5. The deal allows industrial-scale nuclear facilities that make Iran a threshold nuclear state. I wouldn’t rank 5000 or so centrifuges or a few hundred kilos of light enriched uranium as industrial scale or nuclear threshold. But fine if you do, because Tehran has much more than that now and would be under no obligation to give any of it up if there is no deal. Are we better off with numbers two and three times as large as will exist if the deal is not approved? Not to mention that without a deal we can expect Iran to accelerate its nuclear efforts.

6. The sanctions will hold even if the US withdraws from the agreement. It is true that the US can make life extremely unpleasant for any company or bank anywhere in the world that does business with Iran if Washington says no. But there is a high price to be paid for extraterritorial extension of our sanctions: other governments don’t like it and Iran will build an elaborate network to get around it, as they have with the existing sanctions. Especially on the Repubican side of the aisle, it should be appreciated that anti-market restrictions are unlikely to be watertight or last forever.

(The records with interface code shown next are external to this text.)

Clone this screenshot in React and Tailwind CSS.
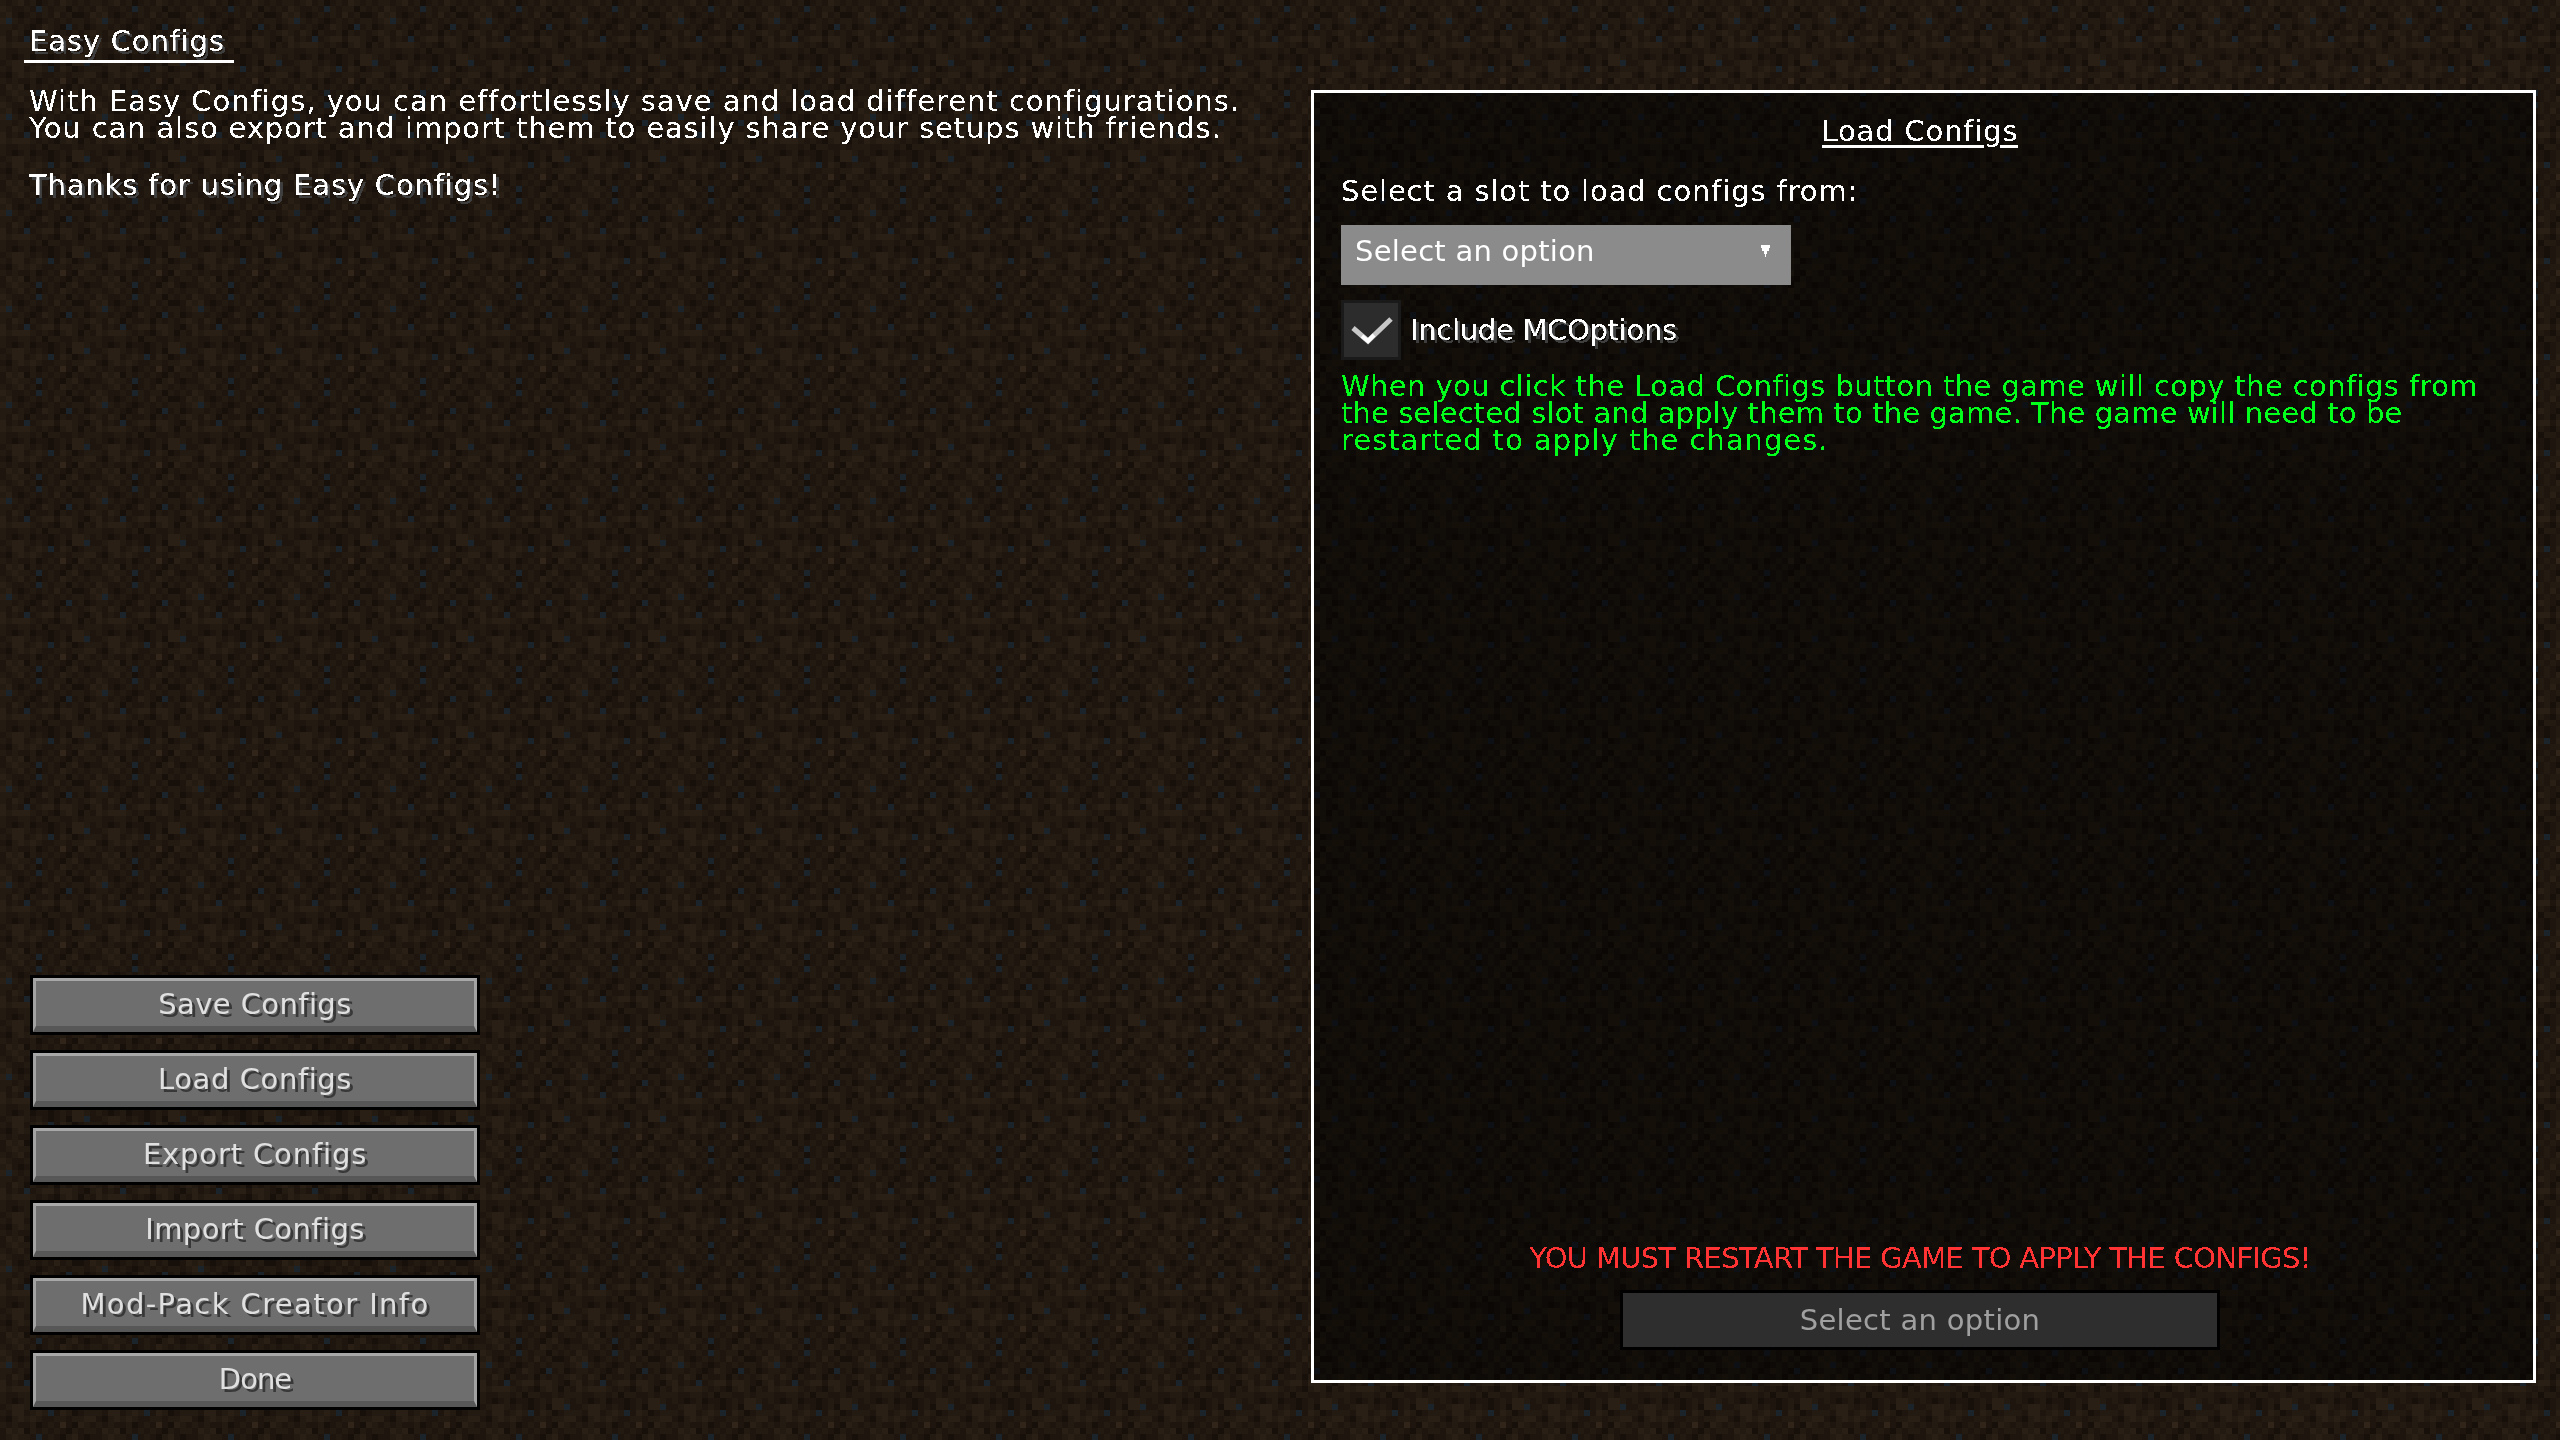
const COLORS = {
  a: "#170f0a",
  b: "#1d150e",
  c: "#231a12",
  d: "#2a1f15",
  e: "#31251a",
  x: "#1b232b",
};

// background block texture, 16 cells repeated every 96px
const TILE = [
  "cbcdbcabcbdcbcbc",
  "dcbbcbxcbccacbcb",
  "cdbabcbcbdbcaabd",
  "dxcbcbabcbcbccbc",
  "ccbcbabdcbaxbcab",
  "cbdcacbbcacbcbcd",
  "dbcbxbcddbddcbac",
  "dcdddcbcbacdcacb",
  "cbbccbcaccbbcbcc",
  "cbabcabbabcbddcb",
  "bcddcbcbabcaddxb",
  "cbddbcdcxbdcabcc",
  "bacdcdcbbccbccdd",
  "cbcbbcabcbebadcb",
  "bdcdacbcbcbacbcc",
  "bcdccbxbcbacdbab",
];

const BUTTONS = [
  { label: "Save Configs", tracking: "tracking-[0.4px]" },
  { label: "Load Configs", tracking: "tracking-[0.6px]" },
  { label: "Export Configs", tracking: "tracking-[0.85px]" },
  { label: "Import Configs", tracking: "tracking-[0.43px]" },
  { label: "Mod-Pack Creator Info", tracking: "tracking-[1.4px]" },
  { label: "Done", tracking: "tracking-[-1px]" },
];

const SHADOW = "[text-shadow:3px_3px_0_#3f3f3f]";

function Background() {
  return (
    <svg className="absolute inset-0 h-full w-full" aria-hidden="true">
      <defs>
        <pattern id="dirt" width="96" height="96" patternUnits="userSpaceOnUse" shapeRendering="crispEdges">
          {TILE.map((row, y) =>
            row.split("").map((c, x) => (
              <rect key={`${x}-${y}`} x={x * 6} y={y * 6} width="6" height="6" fill={COLORS[c]} />
            ))
          )}
        </pattern>
        <filter id="crisp" colorInterpolationFilters="sRGB">
          <feComponentTransfer>
            <feFuncA type="discrete" tableValues="0 1" />
          </feComponentTransfer>
        </filter>
      </defs>
      <rect width="100%" height="100%" fill="url(#dirt)" />
    </svg>
  );
}

function MenuButton({ label, tracking }) {
  return (
    <div className="h-[60px] w-[450px] border-[3px] border-black">
      <div className="flex h-full items-center justify-center border-x-[3px] border-t-[3px] border-b-[6px] border-x-[#a2a2a2] border-t-[#a8a8a8] border-b-[#575757] bg-[#6e6e6e]">
        <span className={`pt-[2px] leading-[27px] whitespace-nowrap text-[#e0e0e0] [text-shadow:3px_3px_0_#383838] ${tracking}`}>
          {label}
        </span>
      </div>
    </div>
  );
}

export default function App() {
  return (
    <div className="relative h-[1440px] w-[2560px] overflow-hidden font-['DejaVu_Sans',sans-serif] text-[29px] leading-[27px] text-white">
      <Background />
      <div className="relative flex h-full">
        <div className="flex w-[1311px] flex-col pt-[28px] pb-[30px] pl-[24px] [filter:url(#crisp)]">
          <h1 className={`pl-[5px] text-[29px] font-normal tracking-[0.83px] ${SHADOW}`}>Easy Configs</h1>
          <div className="mt-[5px] h-[3px] w-[210px] bg-white" />
          <div className="mt-[25px] pl-[5px] whitespace-nowrap">
            <p className="tracking-[0.97px]">With Easy Configs, you can effortlessly save and load different configurations.</p>
            <p className="tracking-[0.86px]">You can also export and import them to easily share your setups with friends.</p>
            <p className={`mt-[30px] tracking-[0.83px] ${SHADOW}`}>Thanks for using Easy Configs!</p>
          </div>
          <div className="mt-auto ml-[6px] flex flex-col gap-[15px]">
            {BUTTONS.map((b) => (
              <MenuButton key={b.label} label={b.label} tracking={b.tracking} />
            ))}
          </div>
        </div>

        <div className="mt-[90px] mb-[57px] w-[1225px] border-[3px] border-white bg-black/50">
          <div className="flex h-full flex-col pt-[25px] pb-[30px] pl-[27px] [filter:url(#crisp)]">
            <h2 className="pr-[34px] text-center font-normal tracking-[0.83px] underline decoration-[3px] underline-offset-[4px]">Load Configs</h2>
            <p className="mt-[33px] tracking-[0.86px]">Select a slot to load configs from:</p>

            <div className="mt-[20px] flex h-[60px] w-[450px] justify-between bg-[#8b8b8b] pt-[13px] pr-[21px] pl-[14px]">
              <span className="tracking-[0.25px]">Select an option</span>
              <svg width="9" height="12" viewBox="0 0 9 12" className="mt-[7px]" shapeRendering="crispEdges">
                <path d="M0 0h9v3H8v3H6v3H5v3H4V9H3V6H1V3H0z" fill="#fff" />
              </svg>
            </div>

            <div className="mt-[15px] flex items-center gap-[9px]">
              <div className="h-[60px] w-[60px] border-[3px] border-[#1a1a1a] bg-[#2c2c2c]">
                <svg width="54" height="54" viewBox="0 0 54 54">
                  <path d="M9 25l15 13L47 16" fill="none" stroke="#c8c8c8" strokeWidth="5" />
                  <path d="M18 33l6 5 6-6" fill="none" stroke="#ffffff" strokeWidth="4" />
                </svg>
              </div>
              <span className={`tracking-[-0.3px] ${SHADOW}`}>Include MCOptions</span>
            </div>

            <div className="mt-[13px] whitespace-nowrap text-[#00ff1a]">
              <p className="tracking-[0.39px]">When you click the Load Configs button the game will copy the configs from</p>
              <p className="tracking-[0.14px]">the selected slot and apply them to the game. The game will need to be</p>
              <p className="tracking-[0.97px]">restarted to apply the changes.</p>
            </div>

            <div className="mt-auto flex flex-col items-center pr-[34px]">
              <p className="tracking-[-0.68px] whitespace-nowrap text-[#ff3333]">YOU MUST RESTART THE GAME TO APPLY THE CONFIGS!</p>
              <div className="mt-[18px] flex h-[60px] w-[600px] items-center justify-center border-[3px] border-black bg-[#2e2e2e] tracking-[0.3px] text-[#a0a0a0]">
                Select an option
              </div>
            </div>
          </div>
        </div>
      </div>
    </div>
  );
}
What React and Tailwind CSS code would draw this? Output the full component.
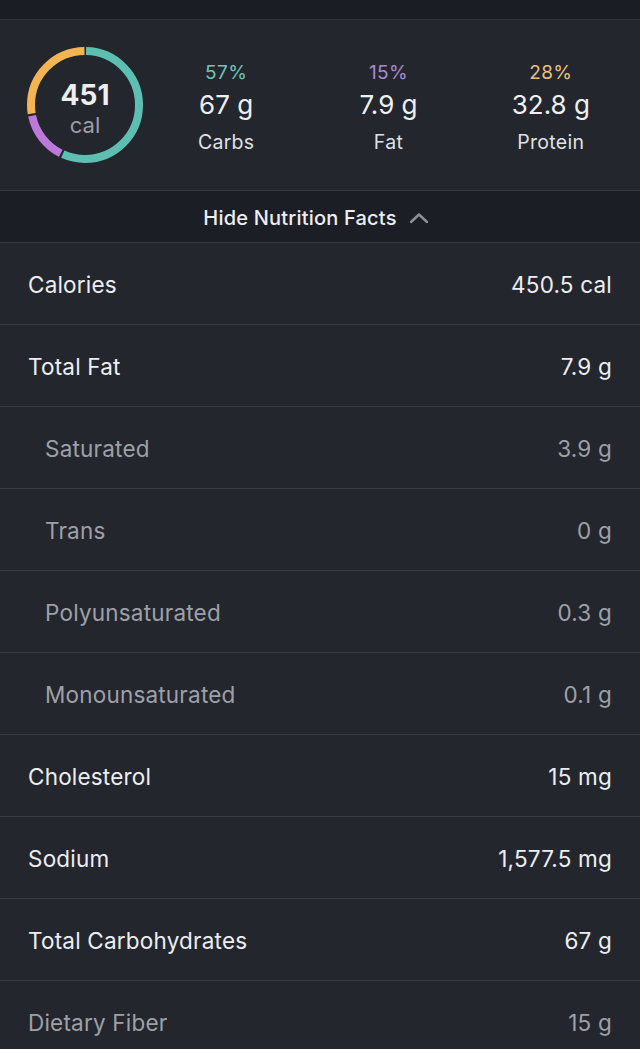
import React from 'react'

const rows = [
  { label: 'Calories', value: '450.5 cal' },
  { label: 'Total Fat', value: '7.9 g' },
  { label: 'Saturated', value: '3.9 g', sub: true },
  { label: 'Trans', value: '0 g', sub: true },
  { label: 'Polyunsaturated', value: '0.3 g', sub: true },
  { label: 'Monounsaturated', value: '0.1 g', sub: true },
  { label: 'Cholesterol', value: '15 mg' },
  { label: 'Sodium', value: '1,577.5 mg' },
  { label: 'Total Carbohydrates', value: '67 g' },
  { label: 'Dietary Fiber', value: '15 g', muted: true },
]

const macros = [
  { pct: '57%', amount: '67 g', name: 'Carbs', color: 'text-[#6ec4b8]' },
  { pct: '15%', amount: '7.9 g', name: 'Fat', color: 'text-[#a98bcf]' },
  { pct: '28%', amount: '32.8 g', name: 'Protein', color: 'text-[#e8c17d]' },
]

// arcs in percent of the ring, clockwise from 12 o'clock
const arcs = [
  { from: 0, to: 57, color: '#5dbfb1' },
  { from: 57, to: 72, color: '#bb7ad9' },
  { from: 72, to: 100, color: '#f3b553' },
]

function Ring() {
  const r = 54
  const c = 2 * Math.PI * r
  const gap = 2.2
  return (
    <div className="relative w-[120px] h-[120px] shrink-0">
      <svg width="120" height="120" viewBox="0 0 120 120" className="-rotate-90">
        {arcs.map(a => {
          const len = ((a.to - a.from) / 100) * c - gap
          const off = (a.from / 100) * c + gap / 2
          return (
            <circle key={a.color} cx="60" cy="60" r={r} fill="none" stroke={a.color} strokeWidth="8"
              strokeDasharray={`${len} ${c - len}`} strokeDashoffset={-off} />
          )
        })}
      </svg>
      <div className="absolute inset-0 flex flex-col items-center justify-center pt-[8px]">
        <span className="text-[28px] leading-[30px] font-bold text-[#eceef2]">451</span>
        <span className="text-[22px] leading-[28px] mt-[1px] text-[#9b9da4]">cal</span>
      </div>
    </div>
  )
}

export default function App() {
  return (
    <div className="w-[640px] min-h-[1049px] bg-[#24262e] text-[#eceef2] overflow-hidden"
      style={{ fontFamily: 'Inter, "Noto Sans", sans-serif' }}>
      <div className="h-[20px] bg-[#1b1d24] border-b border-[#30323a]" />

      <div className="h-[171px] flex items-center pl-[25px] pr-[8px] border-b border-[#383a42]">
        <Ring />
        <div className="flex-1 grid grid-cols-3 mt-[6px]">
          {macros.map(m => (
            <div key={m.name} className="flex flex-col items-center">
              <span className={`text-[19px] leading-[22px] tracking-[0.4px] ${m.color}`}>{m.pct}</span>
              <span className="text-[26px] leading-[32px] mt-[5px] text-[#eef0f3]">{m.amount}</span>
              <span className="text-[19.5px] leading-[24px] mt-[9px] tracking-[0.3px] text-[#dfe1e5]">{m.name}</span>
            </div>
          ))}
        </div>
      </div>

      <div className="h-[52px] bg-[#1c1e25] border-b border-[#383a42] flex items-center justify-center gap-[12px] pr-[8px] pt-[2px]">
        <span className="text-[20px] font-medium tracking-[0.2px] text-[#eceef2]">Hide Nutrition Facts</span>
        <svg width="20" height="12" viewBox="0 0 20 12" fill="none">
          <path d="M2 10 L10 2.5 L18 10" stroke="#8e9098" strokeWidth="2.4" strokeLinecap="round" strokeLinejoin="round" />
        </svg>
      </div>

      {rows.map(row => {
        const tone = row.sub || row.muted ? 'text-[#9ea0a8]' : 'text-[#eceef2]'
        return (
          <div key={row.label}
            className={`h-[82px] flex items-center justify-between pr-[28px] pt-[3px] border-b border-[#383a42] ${row.sub ? 'pl-[45px]' : 'pl-[28px]'}`}>
            <span className={`text-[22.5px] tracking-[0.2px] ${tone}`}>{row.label}</span>
            <span className={`text-[22.5px] tracking-[0.2px] ${tone}`}>{row.value}</span>
          </div>
        )
      })}
    </div>
  )
}
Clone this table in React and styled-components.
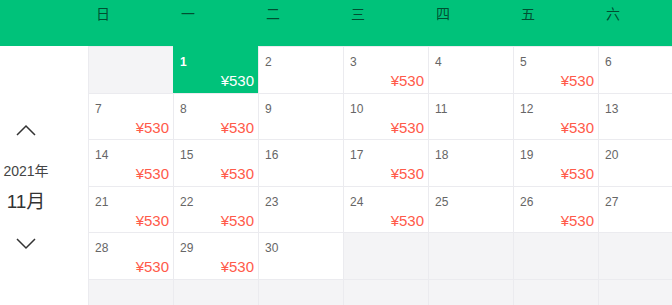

7. The arms and especially missile sanctions should not have been lifted. The UN Security Council imposed them in order to get Iran to negotiate on nuclear issues. Iran expected them to be lifted as soon as it had implemented its portion of the nuclear constraints. Instead they will remain in place far longer than we had a right to ask. I’d prefer they not be lifted too, but I never got a pony either.

I’m reasonably confident the Congress will not muster the 2/3 majority in both houses required to kill the deal. But if they do, we can expect most of the world (that’s everyone but Israeli Prime Minister Netanyahu) to think us deranged and to refuse American leadership on Middle East and many other issues for a long time to come. All those Gulf countries complaining about the deal now will make much more noise if the deal falls through and Iran acquires the material for a nuclear weapon in the next couple of months. Remember President Wilson, the League of Nations and the period between the World Wars? This would be at least as bad.